→ **Source data**
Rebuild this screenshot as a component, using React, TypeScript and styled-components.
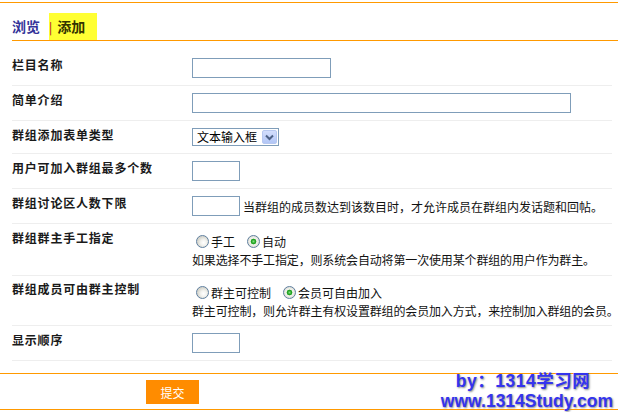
import React from 'react';
import styled, { createGlobalStyle } from 'styled-components';

const GlobalStyle = createGlobalStyle`
  html, body {
    margin: 0;
    padding: 0;
    background: #fff;
  }
  body {
    font-family: "Noto Sans CJK SC", "Liberation Sans", sans-serif;
    font-size: 12px;
    color: #222;
  }
`;

const Page = styled.div`
  position: relative;
  width: 618px;
  height: 412px;
  padding-top: 2px;
  box-sizing: border-box;
  overflow: hidden;
`;

const Header = styled.div`
  border-top: 1px solid #ff9900;
  padding-top: 10px;
`;

const TabBar = styled.div`
  display: flex;
  align-items: stretch;
  height: 27px;
  margin-left: 12px;
  border-bottom: 1px solid #ff9900;
`;

const Tab = styled.div<{ $active?: boolean }>`
  display: flex;
  align-items: center;
  font-size: 14px;
  font-weight: bold;
  line-height: 27px;
  color: ${(p) => (p.$active ? '#333300' : '#333399')};
  background: ${(p) => (p.$active ? '#ffff33' : 'transparent')};
  padding-right: ${(p) => (p.$active ? '12px' : '9px')};
`;

const TabDivider = styled.span`
  color: #990033;
  font-weight: normal;
  font-size: 12px;
  margin-right: 5px;
`;

const Form = styled.div`
  margin: 10px 0 0 12px;
  width: 600px;
`;

const Row = styled.div<{ $pad?: number }>`
  display: grid;
  grid-template-columns: 180px 1fr;
  padding: ${(p) => p.$pad ?? 7}px 0;
  border-bottom: 1px solid #eeeeee;
`;

const Label = styled.div`
  font-weight: bold;
  font-size: 12px;
  line-height: 14px;
  letter-spacing: 0.8px;
  color: #1a1a1a;
`;

const Field = styled.div`
  display: flex;
  align-items: center;
  white-space: nowrap;
`;

const FieldStack = styled.div`
  display: flex;
  flex-direction: column;
  white-space: nowrap;
`;

const TextInput = styled.input<{ $w: number }>`
  box-sizing: border-box;
  width: ${(p) => p.$w}px;
  height: 20px;
  border: 1px solid #7f9db9;
  padding: 0 2px;
  margin: 0;
  background: #fff;
  outline: none;
`;

const Hint = styled.span`
  margin-left: 3px;
  font-size: 12px;
  color: #111;
`;

const Note = styled.div`
  font-size: 12px;
  line-height: 17px;
  letter-spacing: -0.15px;
  color: #111;
`;

const SelectBox = styled.div`
  box-sizing: border-box;
  display: flex;
  align-items: center;
  width: 87px;
  height: 18px;
  border: 1px solid #7f9db9;
  background: #fff;
`;

const SelectText = styled.span`
  padding-left: 4px;
  font-size: 12px;
  line-height: 14px;
  color: #000;
`;

const SelectArrow = styled.span`
  box-sizing: border-box;
  display: flex;
  align-items: center;
  justify-content: center;
  width: 15px;
  height: 14px;
  margin-left: auto;
  margin-right: 1px;
  border: 1px solid #b7c8f0;
  border-radius: 2px;
  background: linear-gradient(#d3defc, #b2c6f6);
`;

const Options = styled.div`
  display: flex;
  align-items: center;
  height: 20px;
`;

const Option = styled.label`
  display: flex;
  align-items: center;
  margin-right: 8px;
  font-size: 12px;
  color: #111;
`;

const Radio = styled.span<{ $checked?: boolean }>`
  box-sizing: border-box;
  width: 13px;
  height: 13px;
  margin: 0 2px 0 4px;
  border-radius: 50%;
  border: 1px solid #5f7f9f;
  background: ${(p) =>
    p.$checked
      ? 'radial-gradient(circle, #7ee07e 0, #21a121 2px, #2fa82f 2.6px, #f4f4f0 3.2px, #dcdcd4 6px)'
      : 'radial-gradient(circle at 60% 60%, #ffffff 0, #f2f2ee 3px, #d6d6ce 6px)'};
`;

const Footer = styled.div`
  margin-top: 12px;
  border-top: 1px solid #ff9900;
  border-bottom: 1px solid #ff9900;
  padding: 6px 0 5px 146px;
`;

const SubmitButton = styled.button`
  display: block;
  width: 53px;
  height: 24px;
  border: none;
  padding: 0;
  background: #ff8c00;
  color: #fff;
  font-family: "Noto Sans CJK SC", sans-serif;
  font-size: 12px;
`;

const Watermark = styled.div`
  position: absolute;
  right: 5px;
  bottom: 1px;
  font-family: "Liberation Sans", "Noto Sans CJK SC", sans-serif;
  font-weight: bold;
  font-size: 17.5px;
  line-height: 20px;
  color: #3434ee;
  text-shadow: 1px 1px 2px #8a8a8a;
  white-space: nowrap;
`;

const WatermarkLine = styled.div<{ $indent?: number }>`
  padding-left: ${(p) => p.$indent ?? 0}px;
  letter-spacing: ${(p) => (p.$indent ? '0.5px' : '0')};
`;

const Chevron = () => (
  <svg width="9" height="7" viewBox="0 0 9 7">
    <path d="M1 1.5 L4.5 5 L8 1.5" fill="none" stroke="#4d6185" strokeWidth="2" />
  </svg>
);

export default function App() {
  return (
    <Page>
      <GlobalStyle />
      <Header>
        <TabBar>
          <Tab>浏览</Tab>
          <Tab $active>
            <TabDivider>|</TabDivider>
            添加
          </Tab>
        </TabBar>
      </Header>

      <Form>
        <Row>
          <Label>栏目名称</Label>
          <Field>
            <TextInput $w={139} />
          </Field>
        </Row>
        <Row>
          <Label>简单介绍</Label>
          <Field>
            <TextInput $w={379} />
          </Field>
        </Row>
        <Row>
          <Label>群组添加表单类型</Label>
          <Field>
            <SelectBox>
              <SelectText>文本输入框</SelectText>
              <SelectArrow>
                <Chevron />
              </SelectArrow>
            </SelectBox>
          </Field>
        </Row>
        <Row>
          <Label>用户可加入群组最多个数</Label>
          <Field>
            <TextInput $w={48} />
          </Field>
        </Row>
        <Row>
          <Label>群组讨论区人数下限</Label>
          <Field>
            <TextInput $w={48} />
            <Hint>当群组的成员数达到该数目时，才允许成员在群组内发话题和回帖。</Hint>
          </Field>
        </Row>
        <Row>
          <Label>群组群主手工指定</Label>
          <FieldStack>
            <Options>
              <Option>
                <Radio />
                手工
              </Option>
              <Option>
                <Radio $checked />
                自动
              </Option>
            </Options>
            <Note>如果选择不手工指定，则系统会自动将第一次使用某个群组的用户作为群主。</Note>
          </FieldStack>
        </Row>
        <Row $pad={6}>
          <Label>群组成员可由群主控制</Label>
          <FieldStack>
            <Options>
              <Option>
                <Radio />
                群主可控制
              </Option>
              <Option>
                <Radio $checked />
                会员可自由加入
              </Option>
            </Options>
            <Note>群主可控制，则允许群主有权设置群组的会员加入方式，来控制加入群组的会员。</Note>
          </FieldStack>
        </Row>
        <Row>
          <Label>显示顺序</Label>
          <Field>
            <TextInput $w={48} />
          </Field>
        </Row>
      </Form>

      <Footer>
        <SubmitButton>提交</SubmitButton>
      </Footer>

      <Watermark>
        <WatermarkLine $indent={15}>by：1314学习网</WatermarkLine>
        <WatermarkLine>www.1314Study.com</WatermarkLine>
      </Watermark>
    </Page>
  );
}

→ **Given problem**
Show every line of the listing in which the string "components" can be found.

→ **Output below**
Rebuild this screenshot as a component, using React, TypeScript and styled-components.
import styled, { createGlobalStyle } from 'styled-components';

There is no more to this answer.